Bok Choy Fried Rice

For Serious Eats, J. Kenji Lopez-Alt writes: “Fried rice is a great way to use leftovers…If cooking rice from raw to
make fried rice, rinse off excess starch first. A quick dunk and shake in a bowl of cold water, or a 30-second rinse
under a cold tap while agitating the rice, is plenty. Mix-ins should be flavor enhancers, not stars unto themselves.” https://www.seriouseats.com/easy-vegetable-fried-rice-recipe
Serves 6


Ingredients

  • 2 cups chopped bok choy
  • 4 cups cooked brown rice
  • 4 tablespoons vegetable or canola oil, divided
  • 1 medium onion, finely chopped
  • 1 large carrot, peeled and cut into small dice
  • 4 scallions, thinly sliced
  • 2 large cloves garlic
  • 2 teaspoons soy sauce
  • 1½ teaspoons toasted sesame oil
  • Kosher salt and ground white pepper
  • 2 large eggs
  • Salt and fresh-ground black pepper to taste

Directions

  1. Blanch bok choy in boiling water just until it turns a vivid green. Remove and place in bowl of cold water to stop
    cooking. Drain and spread on baking sheet to dry. Set aside.
  2. If using leftover brown or white rice, transfer to a medium bowl and break rice into individual
    grains before proceeding.
  3. Turn the exhaust fan onto high. Heat 1 tablespoon vegetable oil in a wok or heavy, flat-bottomed saute pan over
    high heat until smoking. Add half of rice and cook, stirring and tossing, until rice is pale brown and toasted and
    has a lightly chewy texture, about 3 minutes. Transfer to a medium bowl. Repeat with another 1 tablespoon oil
    and remaining rice.
  4. Return rice to wok and press it up the sides, leaving a space in the middle.

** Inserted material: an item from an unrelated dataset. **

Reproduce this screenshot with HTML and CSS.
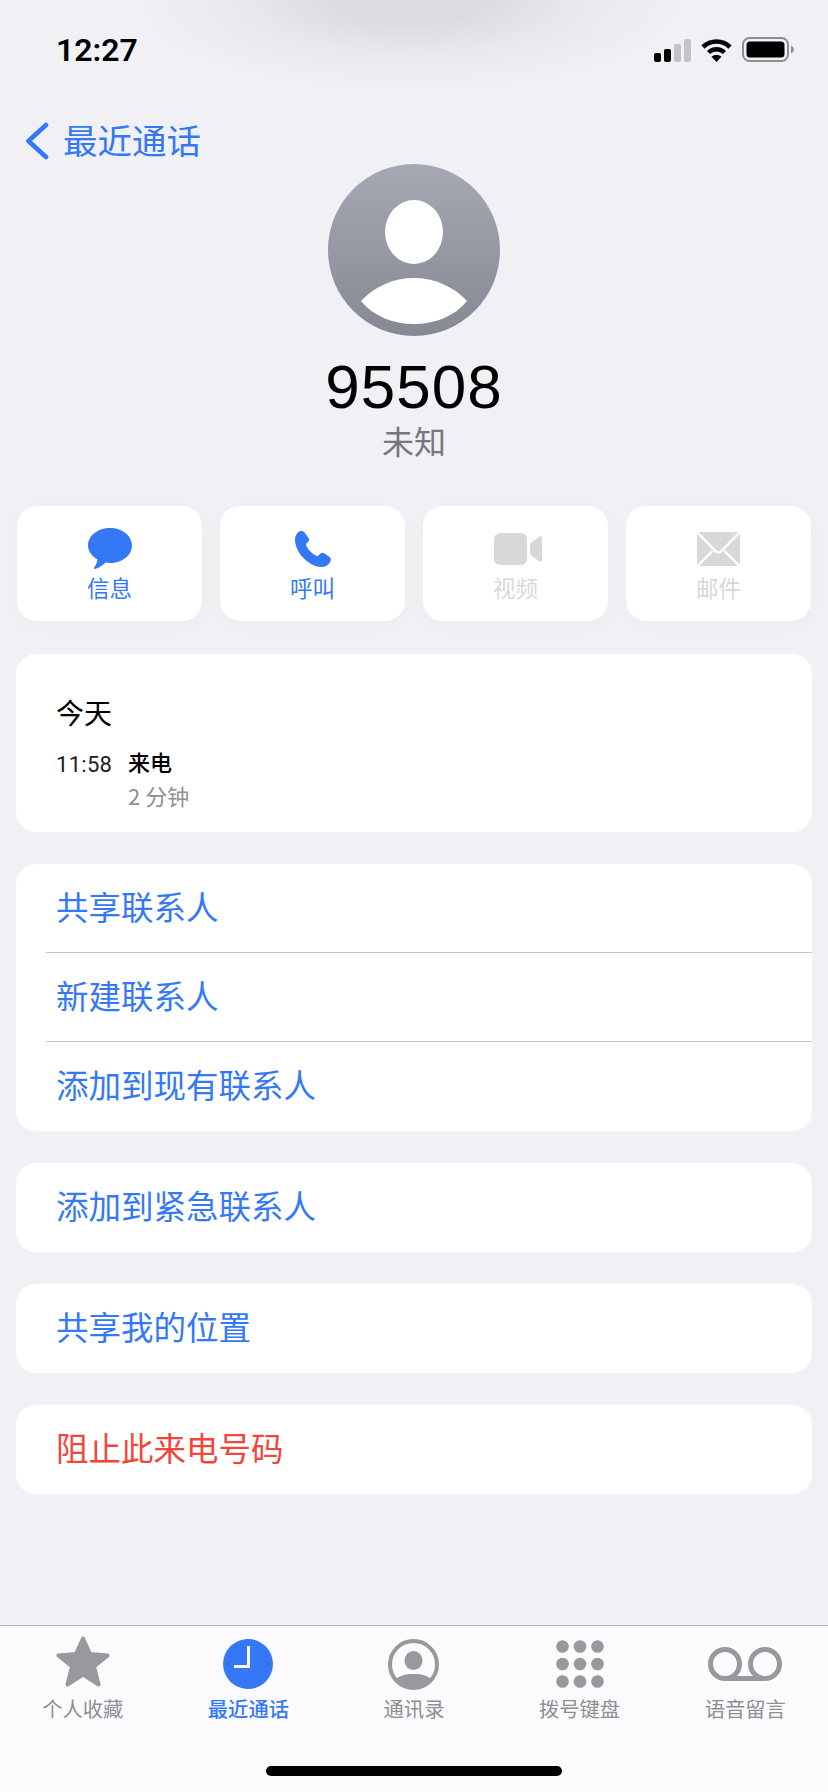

Add 1 tablespoon oil to the space.
    Add onion, carrot, scallions, and garlic and cook, stirring gently, until lightly softened and fragrant,
    about 1 minute. Toss with rice to combine.
  5. Add soy sauce and sesame oil and toss to coat. Season to taste with salt and white pepper.
  6. Push rice to side of wok and add remaining 1 tablespoon oil. Break eggs into oil and season with a little salt. Use
    a spatula to scramble eggs, breaking it up into small bits. Toss egg and rice together.
  7. Add bok choy and continue to toss and stir until every grain of rice is separate. Serve immediately.